I’ve been hearing a lot about happiness lately; books and reports on the ‘science of happiness’.

I come from a scientific background as a health-care practitioner (dentist, hypnotist). As a Westerner, I understand our country’s infatuation with the ‘left brain': the linear, logical, statistical and ‘scientific’ ways of thinking. As a society, we like facts and figures and to see proof.

As a mind/body practitioner (hypnotist, life coach, dentist), I know that there is a place for facts and figures and another place for intuition, creativity and Spirit (maybe even the same place).

Happiness and contentment are two subjects that insist that we are aware of and utilize both the left and right sides of our brain, as well as our heart, 5 senses and ‘gut’ (6th sense; intuition).

On television, the internet and all around us, we tend to equate happiness with what we have, what we are able to acquire; in other words, our sense of pleasure (as opposed to pain).

My personal ideas about happiness are a bit broader. I have come to realize, after decades of personal unhappiness, that happiness is a choice. This is not as simple as it appears and yet it is this simple.
If you are depressed or have other disorders: anxiety, trauma, etc., it is worthwhile to seek professional help. Even so, you can use these techniques in conjunction with the therapy, medication, coaching, etc.

I come from a WWII survivor family, where we ‘learned’ that suffering, worry and fear are the norm. I still find it necessary to be very conscious of my automatic, negative thoughts, perceptions and beliefs that the worse can and is bound to, happen; always waiting for ‘the other shoe to drop.’

I’m a late bloomer, perhaps a bit of a slow learner when it comes to these subjects. I have finally realized that my attitude and habit of unhappiness causes my unhappiness. Really, it’s just what thoughts I am thinking. So, with a lot of help, unconscious (therapy, hypnosis and more) and conscious (coaching, courses, reading, constant self-awareness), I am working, moment-to-moment, on changing my thoughts and subsequently, my attitudes and behaviors, to one of happiness, or rather, contentment. I am sure that if I can do it, so can you.

Happiness and Contentment:

Aristotle put it beautifully; “Happiness is self-contentedness.”

When we speak about being ‘happy,’ we speak about a momentary, temporary state, one of pleasure. And that’s all good, but it’s fleeting.

Contentment or contentedness is a state of acceptance; accepting where you are in your life, who you are right now and what you are doing. It is more of an internal state of being.

Lao Tzu wrote; “Be content with what you have; rejoice in the way things are. When you realize there is nothing lacking, the whole world belongs to you.”

Contentment does not mean that you stagnate. You can go forward with your intentions and your goals. You just do it using the power of your subconscious mind and conscious awareness.

I don’t always get there. Often, I want certain areas of my life to change or at least, be different than they are. I am starting to understand that while we can reach for more and/or different, we can also accept the way things are, right now and be thankful for what we have.

In the end, we don’t need much to be happy; a sunset, a flower, a good meal, a good book, a conversation with a friend, hugging a child.

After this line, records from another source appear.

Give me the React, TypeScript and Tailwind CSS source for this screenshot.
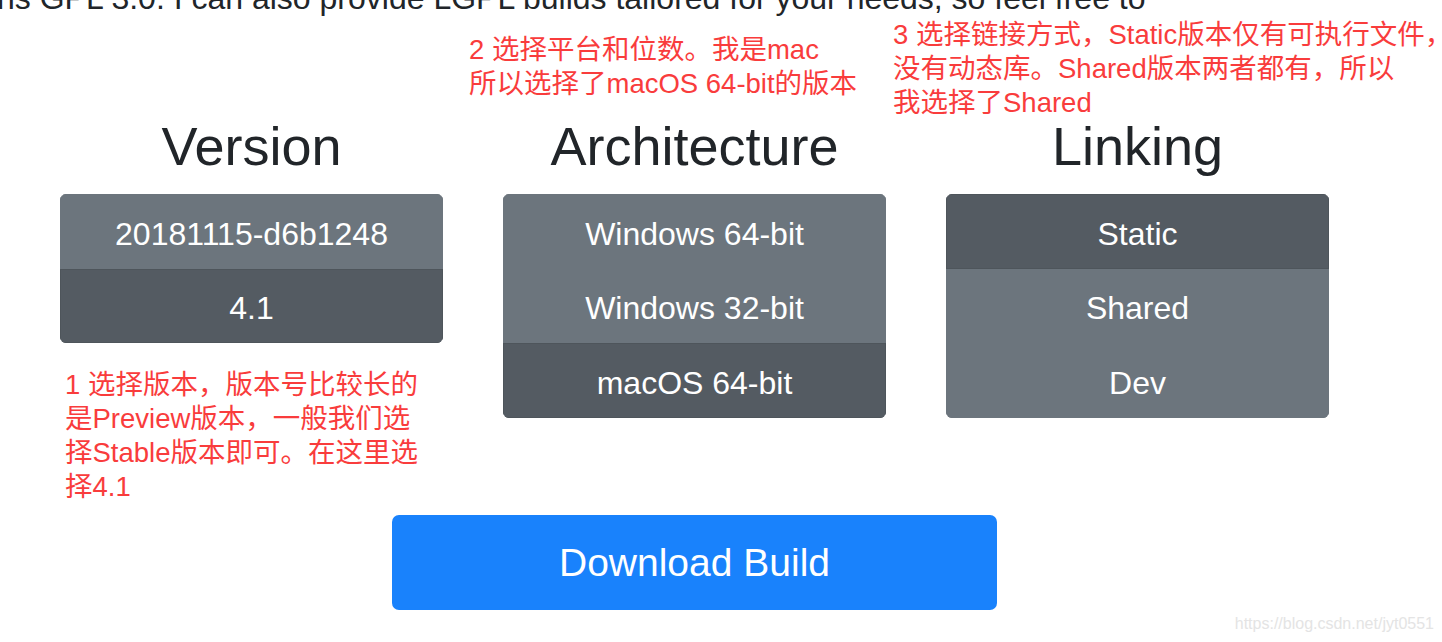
const COLUMNS = [
  {
    title: "Version",
    options: [
      { label: "20181115-d6b1248", active: false },
      { label: "4.1", active: true },
    ],
  },
  {
    title: "Architecture",
    options: [
      { label: "Windows 64-bit", active: false },
      { label: "Windows 32-bit", active: false },
      { label: "macOS 64-bit", active: true },
    ],
  },
  {
    title: "Linking",
    options: [
      { label: "Static", active: true },
      { label: "Shared", active: false },
      { label: "Dev", active: false },
    ],
  },
];

const NOTE =
  "absolute whitespace-nowrap text-[27.5px] leading-[34px] text-[#f93c3c] [font-family:'Liberation_Sans','Noto_Sans_CJK_SC',sans-serif]";

export default function App() {
  return (
    <div className="relative w-[1442px] h-[642px] overflow-hidden bg-white text-[#212529] [font-family:'Liberation_Sans',Arial,sans-serif]">
      {/* Cut-off paragraph at the very top */}
      <div className="h-[18px] overflow-hidden">
        <p className="-mt-[18px] -ml-[3px] whitespace-nowrap text-[32px] leading-[32px]">
          ns GPL 3.0. I can also provide LGPL builds tailored for your needs, so feel free to
        </p>
      </div>

      {/* Selector columns */}
      <div className="mt-[96px] flex gap-[60px] pl-[60px]">
        {COLUMNS.map((col) => (
          <div key={col.title} className="flex w-[383px] flex-col items-center">
            <h1 className="h-[64px] text-[54px] leading-[64px] font-medium">{col.title}</h1>
            <div className="mt-[16px] flex w-full flex-col overflow-hidden rounded-[6px]">
              {col.options.map((opt) => (
                <button
                  key={opt.label}
                  className={`flex h-[74.5px] items-center justify-center border pt-[5px] text-[32px] text-white ${
                    opt.active
                      ? "border-[#4e555b] bg-[#545b62]"
                      : "border-[#6c757d] bg-[#6c757d]"
                  }`}
                >
                  {opt.label}
                </button>
              ))}
            </div>
          </div>
        ))}
      </div>

      {/* Download */}
      <button className="mt-[97px] ml-[392px] flex h-[95px] w-[605px] items-center justify-center rounded-[7px] bg-[#1982fc] pt-[2px] text-[39px] text-white">
        Download Build
      </button>

      {/* Red annotations drawn over the screenshot */}
      <div className={`${NOTE} left-[469px] top-[33px]`}>
        2 选择平台和位数。我是mac
        <br />
        所以选择了macOS 64-bit的版本
      </div>
      <div className={`${NOTE} left-[893px] top-[18px]`}>
        3 选择链接方式，Static版本仅有可执行文件，
        <br />
        没有动态库。Shared版本两者都有，所以
        <br />
        我选择了Shared
      </div>
      <div className={`${NOTE} left-[65px] top-[368px]`}>
        1 选择版本，版本号比较长的
        <br />
        是Preview版本，一般我们选
        <br />
        择Stable版本即可。在这里选
        <br />
        择4.1
      </div>

      {/* Watermark */}
      <div className="absolute right-[8px] bottom-[8px] text-[16px] leading-[20px] text-[#e4e4e4]">
        https://blog.csdn.net/jyt0551
      </div>
    </div>
  );
}
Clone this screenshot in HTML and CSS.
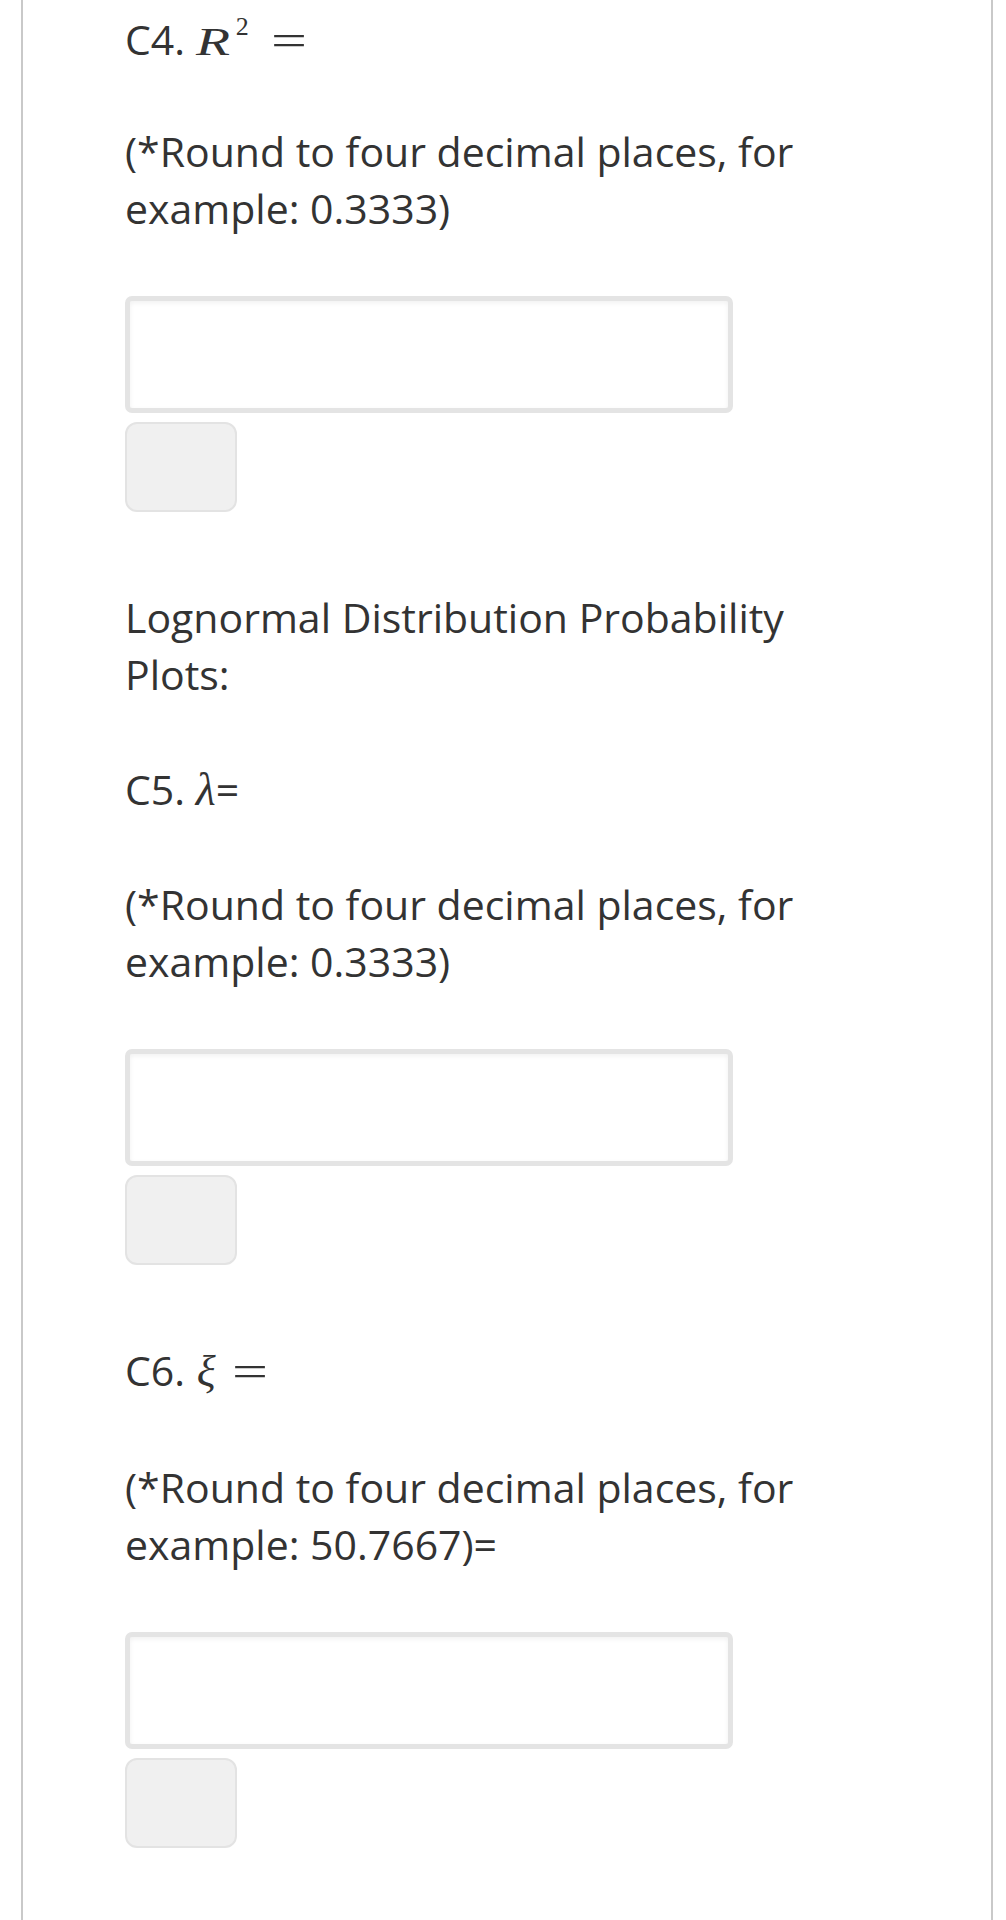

These small joys all add up to happiness. Contentment is appreciating and enjoying the work-in-progress that we are!

Ways to Happiness and Contentment:

1) Appreciate the small joys and the simple things in life; look and smell a flower; smile at someone; enjoy a good night’s sleep.
2)Say thank you—–continually. Have gratitude for all that you have, even if it’s just your breath. You are breathing. You are here and meant to be here!
3)Have an open mind. You may have been raised in a certain way, within a particular society. This doesn’t mean that you can’t open to new, delightful and exciting new choices. Go for it. Your thoughts will change and so will your life.
4)Laugh, even when you don’t feel like it. As a dentist, I know that, not only is this good exercise for your facial muscles but it is great exercise for your heart, soul and immune system. When you smile and laugh, even a few minutes/day, you have no choice but to feel better.
5)Stop and consider; are you saying what you really want to express? Are you trying to change someone? Just accept them as they are——-and yourself!
Do you really want the new car, clothing, TV or are you trying to ‘fill’ something?
Stop. Take a week or a month, then see if you still want what you thought you did.
6)Show people you appreciate them. Everyone wants to know they count and you care.
7)Breathe, breathe, breathe! Slow down and become aware of the gorgeous gift of your breath. It keeps you here and allows you to express the gifts that you’ve been put here to fulfill.
8)Make the choice to be happy!

“Happiness is not something ready made. It comes from your own actions.”